Use the complicated catheterization code when you have to pass a catheter over a guide wire. When - to insert the catheter, you must use a catheter guide. If you use a special type of equipment to get the catheter in such as a council tip catheter or you cannot pass a Foley and you go to a Coude catheter which passes, use the code 51703. If you have to try several catheters, maybe you start with an 18 French. If catheter does not pass, use a16 French, the catheter does not pass, but then you get in a 14 French catheter. For those multiple catheter usages use code 51703. If you can't get a catheter in and you inject and instil a lubricant or a jelly into the urethra and then pass the catheter, you should bill the code 51703.
Also, anytime you cannot get a catheter out, for whatever the reason, and you have to cut the inflation limb and then pass a wire down the inflation limb of the catheter to break the bulb or you use a needle to puncture the balloon either suprapubicly or perineally, with or without replacing the catheter, use the code 51703.
Now, the diagnosis to use this 51703 should be the following – 598.9 urethral stricture, 599.4 urethral false passage, 596.0 bladder neck obstruction, 99631 a mechanical problem with a urethral catheter. And then you may want to use the secondary code, the V53.6, indicating that you are fitting or applying or adjusting for a urinary catheter. Now, if we look at the HCPCS code for 2009, code P9612 is for catheterization of the bladder for collection of a specimen such as clean urine for urine analysis or for culture and sensitivity. This is preformed in a single patient. It could be in all places of service. But remember that this code is only used for the Medicare insurance and payment is $3.
And this is another clinical scenario using an EOB from Medicare. Here, we have an established patient visit, the 99213, and we then have catherized urine for a UA or screening culture specimen. And we bill that with P9612. We also did a urine analysis, 81002. And we also did a screening culture which for Medicare is 87081 paying $9.26.

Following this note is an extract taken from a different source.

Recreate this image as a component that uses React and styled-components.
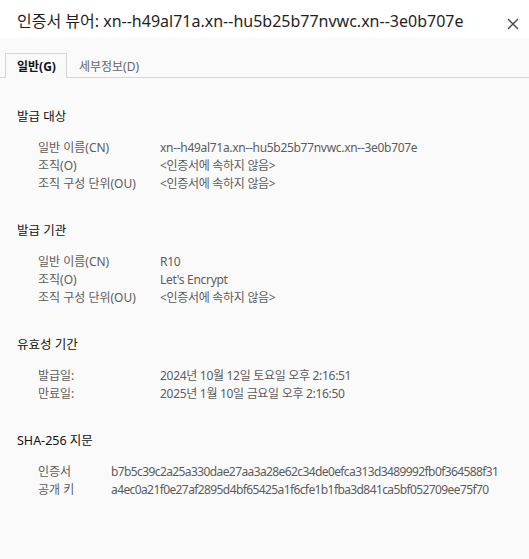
import React from 'react'
import styled, { createGlobalStyle } from 'styled-components'

const GlobalStyle = createGlobalStyle`
    html, body {
        margin: 0;
        padding: 0;
        background: #fafafa;
    }
    body {
        font-family: "Noto Sans", "Noto Sans CJK KR", sans-serif;
    }
`;

const Dialog = styled.div`
    width: 529px;
    height: 559px;
    background: #fafafa;
    display: flex;
    flex-direction: column;
    overflow: hidden;
`;

const TitleBar = styled.div`
    height: 38px;
    background: #ffffff;
    display: flex;
    align-items: flex-start;
    padding: 10px 7px 0 17px;
    box-sizing: border-box;
`;

const Title = styled.div`
    flex: 1;
    min-width: 0;
    font-size: 16px;
    line-height: 22px;
    color: #1f1f1f;
    white-space: nowrap;
`;

const CloseButton = styled.div`
    flex: 0 0 18px;
    height: 18px;
    margin-top: 5px;
`;

const TabBar = styled.div`
    display: flex;
    align-items: flex-end;
    margin-top: 14px;
    padding-left: 5px;
    border-bottom: 1px solid #d6d6d6;
    height: 25px;
`;

const Tab = styled.div`
    height: ${p => (p.active ? '25px' : '24px')};
    margin-bottom: ${p => (p.active ? '-1px' : '0')};
    padding: 0 10px 0 11px;
    display: flex;
    align-items: center;
    font-size: 12px;
    font-weight: ${p => (p.active ? 700 : 400)};
    color: ${p => (p.active ? '#111' : '#666')};
    background: #fafafa;
    border: ${p => (p.active ? '1px solid #d6d6d6' : '1px solid transparent')};
    border-bottom: none;
    box-sizing: border-box;
`;

const Content = styled.div`
    padding: 30px 0 0 17px;
    display: flex;
    flex-direction: column;
`;

const Section = styled.div`
    margin-bottom: 29px;
`;

const Heading = styled.div`
    font-size: 12.5px;
    color: #111;
    height: 18px;
    line-height: 18px;
    margin-bottom: 13px;
`;

const Rows = styled.div`
    display: grid;
    grid-template-columns: ${p => p.labelWidth}px auto;
    padding-left: 21px;
`;

const Cell = styled.div`
    font-size: 12px;
    line-height: 18px;
    color: #5c5c5c;
    white-space: nowrap;
    letter-spacing: ${p => p.spacing || 0}px;
`;

const sections = [
    {
        title: '발급 대상',
        labelWidth: 122,
        rows: [
            ['일반 이름(CN)', 'xn--h49al71a.xn--hu5b25b77nvwc.xn--3e0b707e'],
            ['조직(O)', '<인증서에 속하지 않음>'],
            ['조직 구성 단위(OU)', '<인증서에 속하지 않음>'],
        ],
    },
    {
        title: '발급 기관',
        labelWidth: 122,
        rows: [
            ['일반 이름(CN)', 'R10'],
            ['조직(O)', "Let's Encrypt"],
            ['조직 구성 단위(OU)', '<인증서에 속하지 않음>'],
        ],
    },
    {
        title: '유효성 기간',
        labelWidth: 122,
        rows: [
            ['발급일:', '2024년 10월 12일 토요일 오후 2:16:51'],
            ['만료일:', '2025년 1월 10일 금요일 오후 2:16:50'],
        ],
    },
    {
        title: 'SHA-256 지문',
        labelWidth: 73,
        valueSpacing: -0.6,
        rows: [
            ['인증서', 'b7b5c39c2a25a330dae27aa3a28e62c34de0efca313d3489992fb0f364588f31'],
            ['공개 키', 'a4ec0a21f0e27af2895d4bf65425a1f6cfe1b1fba3d841ca5bf052709ee75f70'],
        ],
    },
];

const App = () => (
    <Dialog>
        <GlobalStyle />
        <TitleBar>
            <Title>인증서 뷰어: xn--h49al71a.xn--hu5b25b77nvwc.xn--3e0b707e</Title>
            <CloseButton>
                <svg width="18" height="18" viewBox="0 0 18 18" style={{ display: 'block' }}>
                    <path d="M4 4L14 14M14 4L4 14" stroke="#4a4a4a" strokeWidth="1.4" />
                </svg>
            </CloseButton>
        </TitleBar>
        <TabBar>
            <Tab active>일반(G)</Tab>
            <Tab>세부정보(D)</Tab>
        </TabBar>
        <Content>
            {sections.map((section, index) => (
                <Section key={`Section-${index}`}>
                    <Heading>{section.title}</Heading>
                    <Rows labelWidth={section.labelWidth}>
                        {section.rows.map(([label, value], i) => (
                            <React.Fragment key={`Row-${i}`}>
                                <Cell>{label}</Cell>
                                <Cell spacing={section.valueSpacing ?? -0.3}>{value}</Cell>
                            </React.Fragment>
                        ))}
                    </Rows>
                </Section>
            ))}
        </Content>
    </Dialog>
)

export default App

Let’s look at another catheterization of the bladder for urine. And this is for EOB from a private carrier. Here, we're doing a urine screening culture. And for this carrier, they want the code 87070 for the screening culture. And since this is not Medicare but it's a private carrier or an HMO, we used the code for catheterization, not the P9612 code, which as we stated is only for Medicare usage. But we used the catheterization code, the catheter put in, drain the urine and take the catheter out for private carriers. And as you can see, they paid us $70.56.

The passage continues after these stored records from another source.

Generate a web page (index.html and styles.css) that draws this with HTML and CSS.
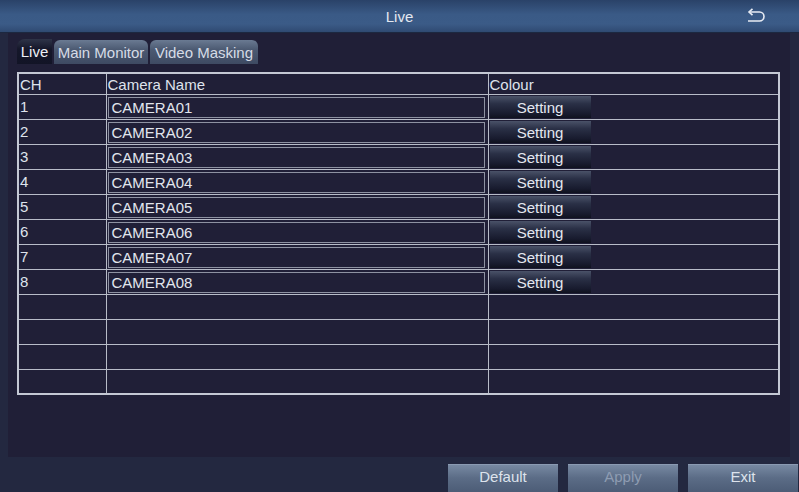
FILE: index.html
```html
<!DOCTYPE html>
<html>
<head>
<meta charset="utf-8">
<link rel="stylesheet" href="styles.css">
</head>
<body>
<div class="screen">
  <header class="titlebar">
    <span></span>
    <span class="title">Live</span>
    <span class="back">
      <svg width="22" height="16" viewBox="0 0 22 16">
        <path d="M4 4 H14.5 A4.5 4.5 0 0 1 14.5 13 H3" fill="none" stroke="#e8ecf4" stroke-width="1.6"/>
        <path d="M7.5 0.8 L4 4 L7.5 7.2" fill="none" stroke="#e8ecf4" stroke-width="1.6"/>
      </svg>
    </span>
  </header>
  <main class="panel">
    <nav class="tabs">
      <span class="tab active t1">Live</span>
      <span class="tab t2">Main Monitor</span>
      <span class="tab t3">Video Masking</span>
    </nav>
    <table class="grid">
      <colgroup><col class="c1"><col class="c2"><col class="c3"></colgroup>
      <tr class="head"><td>CH</td><td>Camera Name</td><td>Colour</td></tr>
      <tr><td>1</td><td><div class="input">CAMERA01</div></td><td><div class="setbtn">Setting</div></td></tr>
      <tr><td>2</td><td><div class="input">CAMERA02</div></td><td><div class="setbtn">Setting</div></td></tr>
      <tr><td>3</td><td><div class="input">CAMERA03</div></td><td><div class="setbtn">Setting</div></td></tr>
      <tr><td>4</td><td><div class="input">CAMERA04</div></td><td><div class="setbtn">Setting</div></td></tr>
      <tr><td>5</td><td><div class="input">CAMERA05</div></td><td><div class="setbtn">Setting</div></td></tr>
      <tr><td>6</td><td><div class="input">CAMERA06</div></td><td><div class="setbtn">Setting</div></td></tr>
      <tr><td>7</td><td><div class="input">CAMERA07</div></td><td><div class="setbtn">Setting</div></td></tr>
      <tr><td>8</td><td><div class="input">CAMERA08</div></td><td><div class="setbtn">Setting</div></td></tr>
      <tr><td></td><td></td><td></td></tr>
      <tr><td></td><td></td><td></td></tr>
      <tr><td></td><td></td><td></td></tr>
      <tr><td></td><td></td><td></td></tr>
    </table>
  </main>
  <footer class="actions">
    <span class="btn">Default</span>
    <span class="btn disabled">Apply</span>
    <span class="btn">Exit</span>
  </footer>
</div>
</body>
</html>
```
FILE: styles.css
```css
* { box-sizing: border-box; }
html, body {
  margin: 0;
  padding: 0;
  width: 799px;
  height: 492px;
  overflow: hidden;
  background: #232840;
  font-family: "Liberation Sans", Arial, sans-serif;
  font-size: 15px;
  color: #dfe3ec;
}
.screen {
  width: 799px;
  height: 492px;
  display: flex;
  flex-direction: column;
}
.titlebar {
  height: 33px;
  flex: none;
  display: grid;
  grid-template-columns: 1fr auto 1fr;
  align-items: center;
  background: linear-gradient(#2a4268 0%, #3a5a86 45%, #3b5b87 75%, #2f4a72 100%);
  border-bottom: 1px solid #1c2840;
}
.title {
  color: #e4e8f0;
  font-size: 15px;
}
.back {
  justify-self: end;
  padding-right: 32px;
  display: flex;
  align-items: center;
}
.panel {
  flex: none;
  height: 424px;
  margin: 0 9px 0 8px;
  background: #201f37;
  padding: 6px 0 0 9px;
  display: flex;
  flex-direction: column;
}
.tabs {
  height: 25px;
  display: flex;
  gap: 2px;
  align-items: flex-end;
}
.tab {
  height: 24px;
  line-height: 26px;
  text-align: center;
  border-radius: 6px 6px 0 0;
  background: linear-gradient(#6a7a92 0%, #4c5a72 40%, #3e4a62 100%);
  color: #d6dce6;
  font-size: 15px;
  white-space: nowrap;
}
.t1 { width: 35px; }
.t2 { width: 94px; }
.t3 { width: 108px; }
.tab.active {
  height: 25px;
  background: linear-gradient(#2e3448 0%, #15172a 40%, #121426 100%);
  color: #eef0f6;
  border-radius: 8px 0 0 0;
}
.grid {
  margin-top: 8px;
  width: 762px;
  border-collapse: collapse;
  border: 2px solid #c4c8d4;
  table-layout: fixed;
}
.c1 { width: 88px; }
.c2 { width: 382px; }
.c3 { width: 291px; }
.grid td {
  border: 1px solid #b8bcc8;
  height: 25px;
  padding: 0;
  vertical-align: top;
  color: #dfe3ec;
}
.grid td:first-child {
  padding: 3px 0 0 1px;
}
.grid tr.head td {
  height: 21px;
  padding: 2px 0 0 1px;
}
.input {
  margin: 2px 0 0 1px;
  width: 377px;
  height: 21px;
  border: 1px solid #8e92a2;
  padding: 1px 0 0 3px;
  color: #e2e6ee;
}
.setbtn {
  margin: 1px 0 0 1px;
  width: 101px;
  height: 22px;
  text-align: center;
  line-height: 24px;
  color: #e4e8f0;
  background: linear-gradient(#4a5268 0%, #2a3046 35%, #181b2e 80%, #10121f 100%);
}
.actions {
  flex: 1;
  display: flex;
  justify-content: flex-end;
  align-items: flex-start;
  gap: 10px;
  padding-top: 7px;
  padding-right: 1px;
}
.btn {
  width: 110px;
  height: 30px;
  text-align: center;
  line-height: 24px;
  font-size: 15px;
  color: #dde3ec;
  background: linear-gradient(#7789a2 0%, #5b6c86 45%, #4a5a74 100%);
  border-top: 1px solid #8a9ab2;
}
.btn.disabled {
  color: #8e9cb2;
}
```
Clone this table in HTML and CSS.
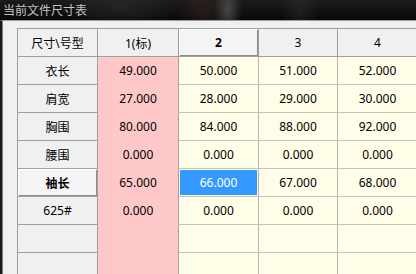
FILE: index.html
```html
<!DOCTYPE html>
<html>
<head>
<meta charset="utf-8">
<link rel="stylesheet" href="styles.css">
</head>
<body>
<div class="titlebar"><span class="title">当前文件尺寸表</span></div>
<div class="frame">
  <div class="client">
    <div class="grid">
      <div class="c hd">尺寸\号型</div>
      <div class="c hd">1(标)</div>
      <div class="c hd raised b">2</div>
      <div class="c hd">3</div>
      <div class="c hd">4</div>

      <div class="c hd">衣长</div>
      <div class="c pk">49.000</div>
      <div class="c yl">50.000</div>
      <div class="c yl">51.000</div>
      <div class="c yl">52.000</div>

      <div class="c hd">肩宽</div>
      <div class="c pk">27.000</div>
      <div class="c yl">28.000</div>
      <div class="c yl">29.000</div>
      <div class="c yl">30.000</div>

      <div class="c hd">胸围</div>
      <div class="c pk">80.000</div>
      <div class="c yl">84.000</div>
      <div class="c yl">88.000</div>
      <div class="c yl">92.000</div>

      <div class="c hd">腰围</div>
      <div class="c pk">0.000</div>
      <div class="c yl">0.000</div>
      <div class="c yl">0.000</div>
      <div class="c yl">0.000</div>

      <div class="c hd raised b">袖长</div>
      <div class="c pk">65.000</div>
      <div class="c yl selcell"><span class="sel">66.000</span></div>
      <div class="c yl">67.000</div>
      <div class="c yl">68.000</div>

      <div class="c hd">625#</div>
      <div class="c pk">0.000</div>
      <div class="c yl">0.000</div>
      <div class="c yl">0.000</div>
      <div class="c yl">0.000</div>

      <div class="c hd"></div>
      <div class="c pk"></div>
      <div class="c yl"></div>
      <div class="c yl"></div>
      <div class="c yl"></div>

      <div class="c hd"></div>
      <div class="c pk"></div>
      <div class="c yl"></div>
      <div class="c yl"></div>
      <div class="c yl"></div>
    </div>
  </div>
</div>
</body>
</html>
```

FILE: styles.css
```css
html, body {
  margin: 0;
  padding: 0;
  width: 416px;
  height: 274px;
  overflow: hidden;
  background: #f0f0f0;
  font-family: "Noto Sans", "Noto Sans CJK SC", sans-serif;
  font-size: 12px;
  color: #000;
}

.titlebar {
  height: 20px;
  background:
    radial-gradient(ellipse 14px 30px at 228px 10px, rgba(110,110,110,0.55), rgba(0,0,0,0)),
    radial-gradient(ellipse 30px 30px at 205px 12px, rgba(70,40,40,0.45), rgba(0,0,0,0)),
    radial-gradient(ellipse 20px 30px at 300px 10px, rgba(60,60,60,0.35), rgba(0,0,0,0)),
    radial-gradient(ellipse 60px 30px at 120px 6px, rgba(50,50,50,0.5), rgba(0,0,0,0)),
    linear-gradient(#1c1c1c, #080808);
  display: flex;
  align-items: center;
  padding-left: 3px;
  box-sizing: border-box;
}

.title {
  font-family: "Noto Sans CJK SC", sans-serif;
  font-size: 12px;
  color: #c4c4c4;
  line-height: 14px;
}

.frame {
  border-top: 1px solid #9a9a9a;
  border-left: 2px solid #1a1a1a;
  background: #f0f0f0;
  height: 253px;
}

.client {
  border-left: 1px solid #7a7a7a;
  padding: 7px 0 0 14px;
  height: 100%;
  box-sizing: border-box;
  overflow: hidden;
}

.grid {
  display: grid;
  grid-template-columns: 80px 81px 80px 79px 80px;
  grid-auto-rows: 28px;
  border-top: 1px solid #a0a0a0;
  border-left: 1px solid #a0a0a0;
  width: 420px;
}

.c {
  display: flex;
  align-items: center;
  justify-content: center;
  box-sizing: border-box;
  border-right: 1px solid #a0a0a0;
  border-bottom: 1px solid #a0a0a0;
  white-space: nowrap;
  font-family: "Noto Sans", "Noto Sans CJK SC", sans-serif;
  font-size: 12px;
}

.hd {
  background: #f0f0f0;
}

.raised {
  background: #f4f4f4;
  box-shadow: inset 1px 1px 0 #ffffff, inset -1px -1px 0 #8c8c8c;
}

.b {
  font-weight: bold;
}

.pk {
  background: #ffc8c8;
  border-bottom-color: #ffc8c8;
}

.yl {
  background: #fffde8;
  border-right-color: #b8b8b0;
  border-bottom-color: #c4c4bc;
}

.selcell {
  padding: 1px;
}

.sel {
  display: flex;
  align-items: center;
  justify-content: center;
  width: 100%;
  height: 100%;
  background: #3399ff;
  color: #ffffff;
}
```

It's important to remember that these codes are bundled into each other and there is no way you can unbundle them with any modifier. So in general, in principle, when you're billing these codes, you should only bill one code. On occasion, a urologist will put in a Foley catheter, billing 51702. And during the drainage of the urine, he takes a urine specimen for a culture in a Medicare individual patient. And he also would then bill the P9612.
When this happens, the Medicare carrier will not pay for both, but will pay for only one. They will pay for the P9612 for $3 rather than the 51702 for a $70 charge.